My quest on Cyprus, though, was driven mostly by a husband tied up in remote work and long, lazy days to fill with a wiggly ankle-biter. Unlike Mr Millican, I faced little danger of head-hunters or mauling by jaguar here, rather only a constant smatter of drool and reminder of an oft-hungry baby.
Tipped by my guidebook, we first meandered to the byzantine Antiphonitis monastery nestled in the forest. After a peek inside at the twelfth century frescoes, my backpack botanist and I took a snack break on the grass where my gaze fell on a cluster of rare beauties; the endemic, near-threatened Cyprus bee orchid (Ophrys kotschyi), named after the Austrian botanist Karl Georg Theodor Kotschy, who studied the Cyprian flora from 1840 – 1862. Their colours seemed to mimic the church frescos inside with their velvety dark-purple and white splotches crowned by golden-green sepals. Once detected, as if by magic, I noticed more and more of these little clusters peppered between the dandelions.
My dribbly partner was more enthralled by his carrot stick but I was bewitched as I knelt to inspect them.

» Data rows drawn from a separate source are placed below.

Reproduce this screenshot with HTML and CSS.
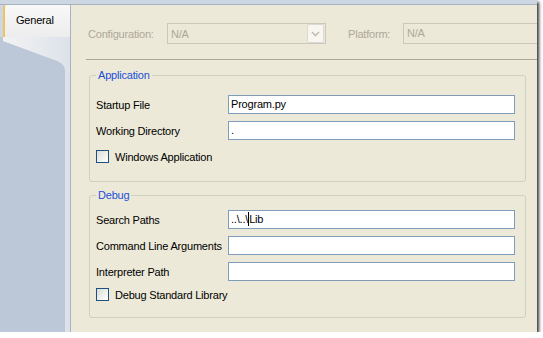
FILE: index.html
```html
<!DOCTYPE html>
<html lang="en">
<head>
  <meta charset="UTF-8" />
  <title>Project Properties - General</title>
  <link rel="stylesheet" href="styles.css">
</head>
<body>

  <div class="window">
    <!-- thin strip above the property page -->
    <div class="topbar"></div>

    <div class="frame">
      <!-- left tab column -->
      <aside class="side">
        <div class="tab">General</div>
        <svg class="tab-foot" width="70" height="36" viewBox="0 0 70 36">
          <defs>
            <linearGradient id="foot" x1="0" y1="0" x2="1" y2="0">
              <stop offset="0" stop-color="#f3f3f3" />
              <stop offset="1" stop-color="#dde2ea" />
            </linearGradient>
          </defs>
          <rect x="0" y="0" width="70" height="36" fill="url(#foot)" />
          <path d="M0 0 L3 0 L3 4 L57 24 Q65 27 65 34 L65 36 L0 36 Z" fill="#bcc8d8" />
        </svg>
        <div class="side-rest"></div>
      </aside>

      <!-- property page -->
      <main class="panel">
        <div class="config-row">
          <span class="dim-label conf">Configuration:</span>
          <div class="combo">
            <span>N/A</span>
            <span class="combo-btn">
              <svg width="9" height="6" viewBox="0 0 9 6"><path d="M1 1 L4.5 4.5 L8 1" fill="none" stroke="#c2bfb2" stroke-width="1.6" /></svg>
            </span>
          </div>
          <span class="dim-label plat">Platform:</span>
          <div class="dim-box">N/A</div>
        </div>

        <hr class="sep">

        <fieldset class="group app">
          <legend>Application</legend>
          <div class="field">
            <label>Startup File</label>
            <div class="box">Program.py</div>
          </div>
          <div class="field">
            <label>Working Directory</label>
            <div class="box">.</div>
          </div>
          <div class="check">
            <span class="cb"></span>
            <span>Windows Application</span>
          </div>
        </fieldset>

        <fieldset class="group debug">
          <legend>Debug</legend>
          <div class="field">
            <label>Search Paths</label>
            <div class="box">..\..\<span class="caret"></span>Lib</div>
          </div>
          <div class="field">
            <label>Command Line Arguments</label>
            <div class="box"></div>
          </div>
          <div class="field">
            <label>Interpreter Path</label>
            <div class="box"></div>
          </div>
          <div class="check">
            <span class="cb"></span>
            <span>Debug Standard Library</span>
          </div>
        </fieldset>
      </main>
    </div>
  </div>

</body>
</html>
```

FILE: styles.css
```css
/* Page */
body {
  margin: 0;
  background: #ffffff;
  font-family: "Liberation Sans", Arial, sans-serif;
  font-size: 11px;
  letter-spacing: -0.2px;
  color: #000000;
}
/* Window with drop shadow */
.window {
  width: 537px;
  height: 332px;
  display: flex;
  flex-direction: column;
  overflow: hidden;
  box-shadow: 2px 2px 3px rgba(0, 0, 0, 0.8);
}
.topbar {
  height: 4px;
  background: #cdd6e3;
  border-bottom: 1px solid #a9b2bf;
}
.frame {
  flex: 1;
  display: flex;
}
/* Left tab column */
.side {
  width: 70px;
  flex: none;
  display: flex;
  flex-direction: column;
  background: #cdd6e3;
  border-right: 1px solid #a8b3c3;
}
.tab {
  height: 23px;
  margin-left: 3px;
  padding: 9px 0 0 11px;
  border-left: 2px solid #f2c35c;
  border-top-left-radius: 3px;
  background: linear-gradient(#f8f8f8, #ededed);
  line-height: 13px;
}
.tab-foot {
  display: block;
}
.side-rest {
  flex: 1;
  background: #bcc8d8;
  border-right: 5px solid #dde2ea;
}
/* Property page */
.panel {
  flex: 1;
  min-width: 0;
  overflow: hidden;
  background: #ece9d8;
  padding: 18px 0 0 15px;
}
.config-row {
  display: flex;
  align-items: center;
  height: 21px;
  padding-left: 2px;
  white-space: nowrap;
  overflow: hidden;
}
.dim-label {
  color: #aca899;
  flex: none;
}
.conf {
  width: 79px;
}
.plat {
  width: 55px;
  margin-left: 22px;
}
.combo {
  width: 154px;
  height: 19px;
  flex: none;
  display: flex;
  align-items: center;
  justify-content: space-between;
  padding-left: 3px;
  border: 1px solid #cbc8bb;
  color: #aca899;
}
.combo-btn {
  width: 15px;
  height: 17px;
  margin-right: 1px;
  display: flex;
  align-items: center;
  justify-content: center;
  border: 1px solid #dcdacf;
  border-radius: 2px;
  background: #f7f6f1;
}
.dim-box {
  width: 150px;
  height: 19px;
  flex: none;
  padding-left: 3px;
  line-height: 19px;
  border: 1px solid #cbc8bb;
  color: #aca899;
}
.sep {
  margin: 15px 0 0 0;
  border: none;
  border-top: 1px solid #aca899;
}
/* Group boxes */
.group {
  min-width: 0;
  margin: 9px 11px 0 3px;
  padding: 13px 10px 18px 6px;
  border: 1px solid #d0d0bf;
  border-radius: 3px;
}
.group.debug {
  margin-top: 7px;
  padding: 8px 10px 16px 6px;
}
.group legend {
  padding: 0 2px;
  line-height: 13px;
  color: #1d4fd8;
}
.field {
  display: flex;
  align-items: center;
  height: 19px;
}
.field + .field {
  margin-top: 7px;
}
.field label {
  width: 132px;
  flex: none;
  white-space: nowrap;
}
.box {
  flex: 1;
  min-width: 0;
  height: 17px;
  padding-left: 2px;
  line-height: 17px;
  border: 1px solid #7f9db9;
  background: #ffffff;
  white-space: nowrap;
}
.caret {
  display: inline-block;
  width: 1px;
  height: 14px;
  vertical-align: -3px;
  background: #000000;
}
.check {
  display: flex;
  align-items: center;
  gap: 6px;
  height: 13px;
  margin-top: 10px;
}
.debug .check {
  margin-top: 7px;
}
.cb {
  width: 11px;
  height: 11px;
  border: 1px solid #1c5180;
  background: linear-gradient(135deg, #dcdcd5, #ffffff);
}
```
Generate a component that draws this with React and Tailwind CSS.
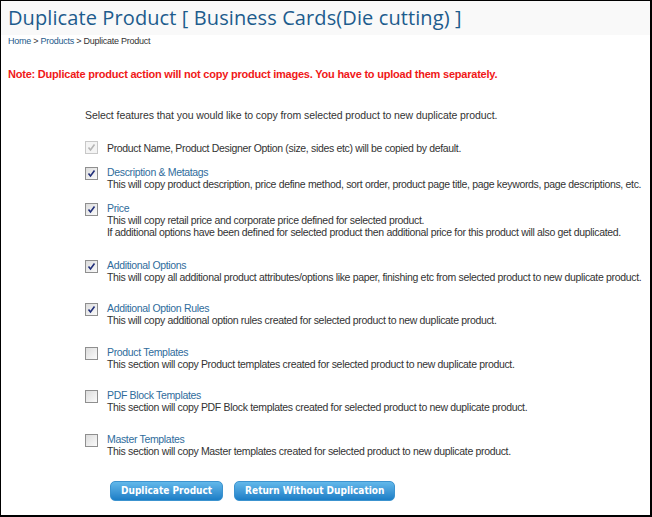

It felt like a beefed up game of ‘eye-spy’, a floral treasure hunt, and I grasped a small taste of the cultish frenzy induced by these odd-looking organisms.”
Or perhaps it was simply sleep deprivation and the high caffeine intake kicking in…
Later, down a windy forest track, singing a rendition of ‘Incy-Wincy Spider’, I kept an eye low to the ground and came across another. From memory, I screeched the words ‘Jackpot!’, and this time I had struck upon a yellow bee orchid (Ophrys lutea). Locally common in Cyprus, I later became adept at detecting their butter-yellow petals on the forest roadsides or dotted through the grassy understories of the olive groves.
Over the weeks we gently wandered and wondered, stumbling on gems like the pretty lilac-pink pyramid (Anacamptis pyramidalis), fragrant bug (Anacamptis fragrans), monkey (Orchis italica) and woodcock orchid (Ophrys lapethica).”
More sharp-eyed, dedicated hunters than us could perhaps have tracked rarer specimens like the fan-lipped orchid (Anacamptis collina) or aptly named, one meter tall giant orchid (Himantoglossum robertianum), known only in a few guarded locations. These, like the wildflower season itself, slipped us by and life soon beckoned us back to England. Our little hobby came to a natural end.
Looking back, valuable orchids were one thing, but the onward adventure of motherhood remains the real prize.”
New parenthood unleashes many complexities but in those first precious years a simple thread is woven through it all. Your eyes are opened again to little curiosities and wonders as you slowdown with your toddler to inspect every leaf, flower and twig. Since that trip, my children have doubled, we’ve moved again (back to Australia) and the years have flashed past in a work-life blur. Said son has bloomed and grown like a rare species and now balances on the edge of double digits. Orchids, like teens, are deemed challenging to rear, but textbooks tell me that with some nurture, love and the right environment they will flourish.
So, I’ll crusade into the coming years, attempting to be a ‘cool’ mum; not over-inspect him like I did that first Cyprus bee orchid, rather, observe his wonder (and peculiar pheromones, no doubt) from afar. Recently, he issued a warning: ‘Hey Mum, you know in eight years I’ll be eighteen, and then I’m leaving home straight away to go backpacking!’ Time will surely tell, son, but perhaps one day we could journey back together to that rambling track to chase some elusive giant orchids. As for Albert Millican, his action-packed orchid pilfering fate is best left to the history books.